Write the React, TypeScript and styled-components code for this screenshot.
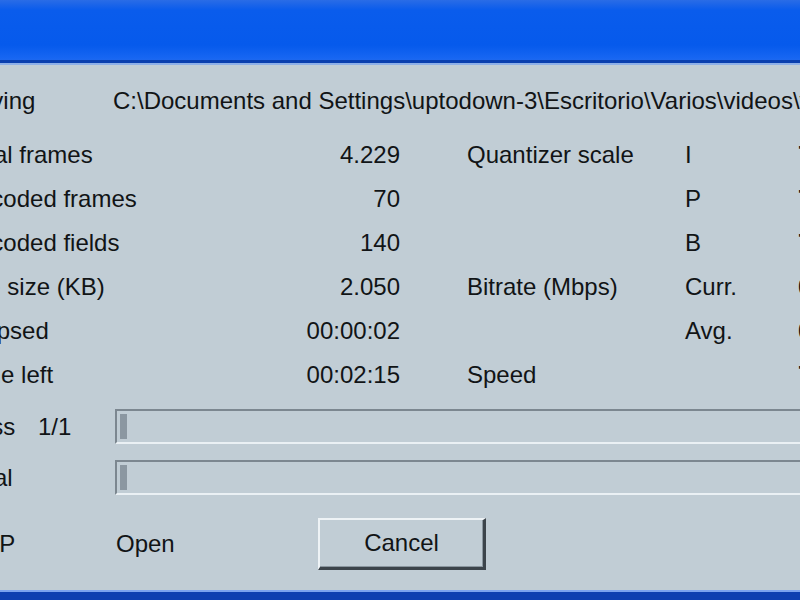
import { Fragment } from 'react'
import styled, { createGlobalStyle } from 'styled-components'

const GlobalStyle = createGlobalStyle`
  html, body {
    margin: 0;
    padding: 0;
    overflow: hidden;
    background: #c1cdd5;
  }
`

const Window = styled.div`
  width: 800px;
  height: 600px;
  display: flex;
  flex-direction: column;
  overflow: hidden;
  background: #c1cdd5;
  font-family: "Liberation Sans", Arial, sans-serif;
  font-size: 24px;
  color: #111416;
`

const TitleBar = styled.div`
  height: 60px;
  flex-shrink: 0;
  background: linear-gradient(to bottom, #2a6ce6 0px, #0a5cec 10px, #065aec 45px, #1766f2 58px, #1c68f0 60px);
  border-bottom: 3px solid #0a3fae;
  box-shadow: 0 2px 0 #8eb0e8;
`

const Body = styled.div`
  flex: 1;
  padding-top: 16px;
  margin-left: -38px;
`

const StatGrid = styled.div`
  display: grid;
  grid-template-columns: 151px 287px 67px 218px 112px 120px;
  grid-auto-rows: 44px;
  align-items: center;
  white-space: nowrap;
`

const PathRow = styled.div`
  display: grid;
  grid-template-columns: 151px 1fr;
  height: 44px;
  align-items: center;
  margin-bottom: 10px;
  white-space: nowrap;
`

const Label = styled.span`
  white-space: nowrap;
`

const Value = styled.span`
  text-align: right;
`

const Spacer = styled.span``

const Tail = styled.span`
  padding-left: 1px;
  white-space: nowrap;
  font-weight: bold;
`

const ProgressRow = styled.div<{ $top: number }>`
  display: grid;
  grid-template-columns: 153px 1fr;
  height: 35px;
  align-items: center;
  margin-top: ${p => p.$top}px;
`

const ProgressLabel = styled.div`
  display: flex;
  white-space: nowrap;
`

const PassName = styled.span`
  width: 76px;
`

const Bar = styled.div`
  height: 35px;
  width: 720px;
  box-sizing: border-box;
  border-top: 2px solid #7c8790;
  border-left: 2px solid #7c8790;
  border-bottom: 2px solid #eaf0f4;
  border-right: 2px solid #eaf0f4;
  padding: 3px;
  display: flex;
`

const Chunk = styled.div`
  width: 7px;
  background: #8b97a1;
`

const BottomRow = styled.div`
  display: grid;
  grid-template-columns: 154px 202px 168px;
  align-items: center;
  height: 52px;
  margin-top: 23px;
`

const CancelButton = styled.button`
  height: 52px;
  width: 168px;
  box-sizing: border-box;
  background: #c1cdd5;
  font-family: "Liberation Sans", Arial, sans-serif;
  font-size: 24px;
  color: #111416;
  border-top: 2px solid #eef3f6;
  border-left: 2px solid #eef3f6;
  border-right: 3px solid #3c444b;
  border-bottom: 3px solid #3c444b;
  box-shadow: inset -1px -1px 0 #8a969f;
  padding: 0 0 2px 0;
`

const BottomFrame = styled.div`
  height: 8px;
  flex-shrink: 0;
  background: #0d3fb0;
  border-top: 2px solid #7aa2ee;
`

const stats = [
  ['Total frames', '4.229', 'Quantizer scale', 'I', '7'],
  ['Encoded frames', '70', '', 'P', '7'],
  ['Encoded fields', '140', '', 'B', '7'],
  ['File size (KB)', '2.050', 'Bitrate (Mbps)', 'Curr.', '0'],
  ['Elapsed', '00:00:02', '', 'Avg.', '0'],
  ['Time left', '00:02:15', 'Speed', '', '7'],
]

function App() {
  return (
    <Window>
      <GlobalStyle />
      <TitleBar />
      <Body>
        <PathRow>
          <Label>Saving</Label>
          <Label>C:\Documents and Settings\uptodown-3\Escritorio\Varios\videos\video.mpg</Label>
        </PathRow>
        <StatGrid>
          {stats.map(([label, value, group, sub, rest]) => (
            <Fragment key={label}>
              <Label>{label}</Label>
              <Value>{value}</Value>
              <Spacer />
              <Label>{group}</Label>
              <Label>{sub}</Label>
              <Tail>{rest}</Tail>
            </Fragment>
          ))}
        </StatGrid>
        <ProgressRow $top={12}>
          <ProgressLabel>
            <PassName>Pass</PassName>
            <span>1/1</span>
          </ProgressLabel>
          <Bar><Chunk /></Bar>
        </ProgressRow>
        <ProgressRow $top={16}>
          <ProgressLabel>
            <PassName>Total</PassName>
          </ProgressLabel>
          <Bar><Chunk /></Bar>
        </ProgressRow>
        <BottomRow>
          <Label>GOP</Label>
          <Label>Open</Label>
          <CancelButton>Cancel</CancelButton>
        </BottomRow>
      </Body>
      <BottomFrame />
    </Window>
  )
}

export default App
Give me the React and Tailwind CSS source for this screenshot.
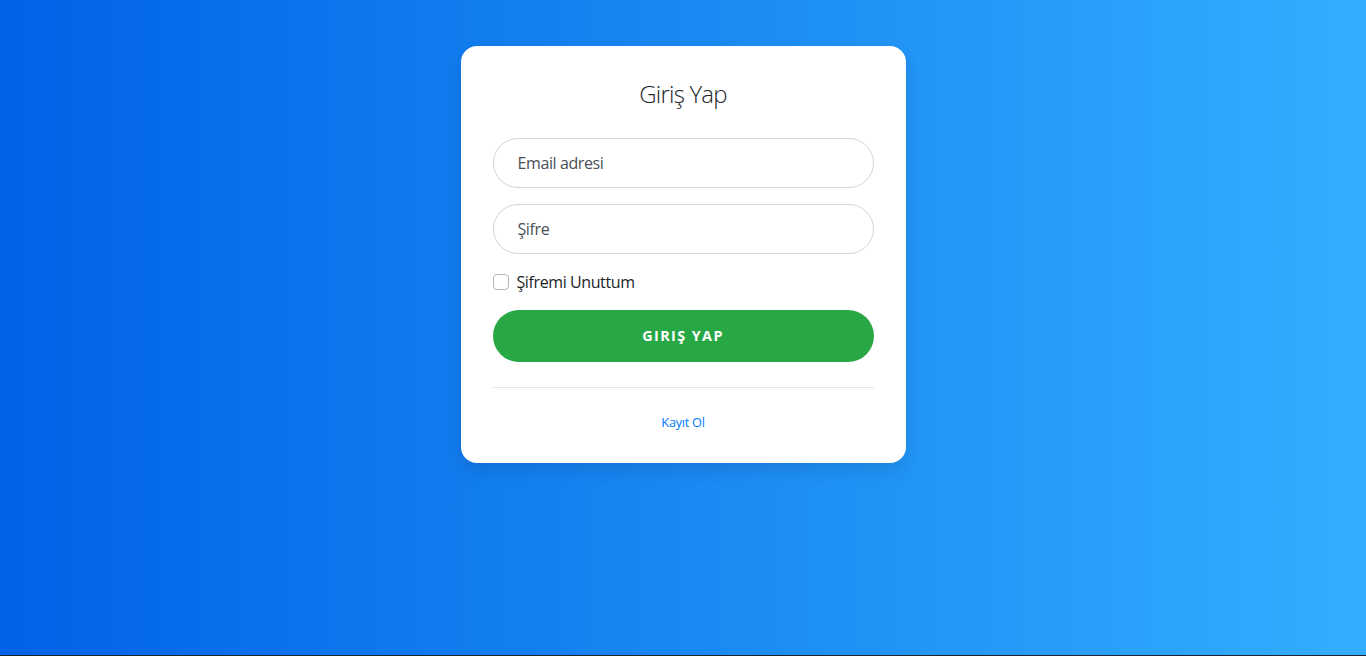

============

The records above should be reproduced exactly, with no pictures included.

= EXERCISE ANSWER =
Write the React, TypeScript and styled-components code for this screenshot.
import { Fragment } from 'react'
import styled, { createGlobalStyle } from 'styled-components'

const GlobalStyle = createGlobalStyle`
  html, body {
    margin: 0;
    padding: 0;
    overflow: hidden;
    background: #c1cdd5;
  }
`

const Window = styled.div`
  width: 800px;
  height: 600px;
  display: flex;
  flex-direction: column;
  overflow: hidden;
  background: #c1cdd5;
  font-family: "Liberation Sans", Arial, sans-serif;
  font-size: 24px;
  color: #111416;
`

const TitleBar = styled.div`
  height: 60px;
  flex-shrink: 0;
  background: linear-gradient(to bottom, #2a6ce6 0px, #0a5cec 10px, #065aec 45px, #1766f2 58px, #1c68f0 60px);
  border-bottom: 3px solid #0a3fae;
  box-shadow: 0 2px 0 #8eb0e8;
`

const Body = styled.div`
  flex: 1;
  padding-top: 16px;
  margin-left: -38px;
`

const StatGrid = styled.div`
  display: grid;
  grid-template-columns: 151px 287px 67px 218px 112px 120px;
  grid-auto-rows: 44px;
  align-items: center;
  white-space: nowrap;
`

const PathRow = styled.div`
  display: grid;
  grid-template-columns: 151px 1fr;
  height: 44px;
  align-items: center;
  margin-bottom: 10px;
  white-space: nowrap;
`

const Label = styled.span`
  white-space: nowrap;
`

const Value = styled.span`
  text-align: right;
`

const Spacer = styled.span``

const Tail = styled.span`
  padding-left: 1px;
  white-space: nowrap;
  font-weight: bold;
`

const ProgressRow = styled.div<{ $top: number }>`
  display: grid;
  grid-template-columns: 153px 1fr;
  height: 35px;
  align-items: center;
  margin-top: ${p => p.$top}px;
`

const ProgressLabel = styled.div`
  display: flex;
  white-space: nowrap;
`

const PassName = styled.span`
  width: 76px;
`

const Bar = styled.div`
  height: 35px;
  width: 720px;
  box-sizing: border-box;
  border-top: 2px solid #7c8790;
  border-left: 2px solid #7c8790;
  border-bottom: 2px solid #eaf0f4;
  border-right: 2px solid #eaf0f4;
  padding: 3px;
  display: flex;
`

const Chunk = styled.div`
  width: 7px;
  background: #8b97a1;
`

const BottomRow = styled.div`
  display: grid;
  grid-template-columns: 154px 202px 168px;
  align-items: center;
  height: 52px;
  margin-top: 23px;
`

const CancelButton = styled.button`
  height: 52px;
  width: 168px;
  box-sizing: border-box;
  background: #c1cdd5;
  font-family: "Liberation Sans", Arial, sans-serif;
  font-size: 24px;
  color: #111416;
  border-top: 2px solid #eef3f6;
  border-left: 2px solid #eef3f6;
  border-right: 3px solid #3c444b;
  border-bottom: 3px solid #3c444b;
  box-shadow: inset -1px -1px 0 #8a969f;
  padding: 0 0 2px 0;
`

const BottomFrame = styled.div`
  height: 8px;
  flex-shrink: 0;
  background: #0d3fb0;
  border-top: 2px solid #7aa2ee;
`

const stats = [
  ['Total frames', '4.229', 'Quantizer scale', 'I', '7'],
  ['Encoded frames', '70', '', 'P', '7'],
  ['Encoded fields', '140', '', 'B', '7'],
  ['File size (KB)', '2.050', 'Bitrate (Mbps)', 'Curr.', '0'],
  ['Elapsed', '00:00:02', '', 'Avg.', '0'],
  ['Time left', '00:02:15', 'Speed', '', '7'],
]

function App() {
  return (
    <Window>
      <GlobalStyle />
      <TitleBar />
      <Body>
        <PathRow>
          <Label>Saving</Label>
          <Label>C:\Documents and Settings\uptodown-3\Escritorio\Varios\videos\video.mpg</Label>
        </PathRow>
        <StatGrid>
          {stats.map(([label, value, group, sub, rest]) => (
            <Fragment key={label}>
              <Label>{label}</Label>
              <Value>{value}</Value>
              <Spacer />
              <Label>{group}</Label>
              <Label>{sub}</Label>
              <Tail>{rest}</Tail>
            </Fragment>
          ))}
        </StatGrid>
        <ProgressRow $top={12}>
          <ProgressLabel>
            <PassName>Pass</PassName>
            <span>1/1</span>
          </ProgressLabel>
          <Bar><Chunk /></Bar>
        </ProgressRow>
        <ProgressRow $top={16}>
          <ProgressLabel>
            <PassName>Total</PassName>
          </ProgressLabel>
          <Bar><Chunk /></Bar>
        </ProgressRow>
        <BottomRow>
          <Label>GOP</Label>
          <Label>Open</Label>
          <CancelButton>Cancel</CancelButton>
        </BottomRow>
      </Body>
      <BottomFrame />
    </Window>
  )
}

export default App
Give me the React and Tailwind CSS source for this screenshot.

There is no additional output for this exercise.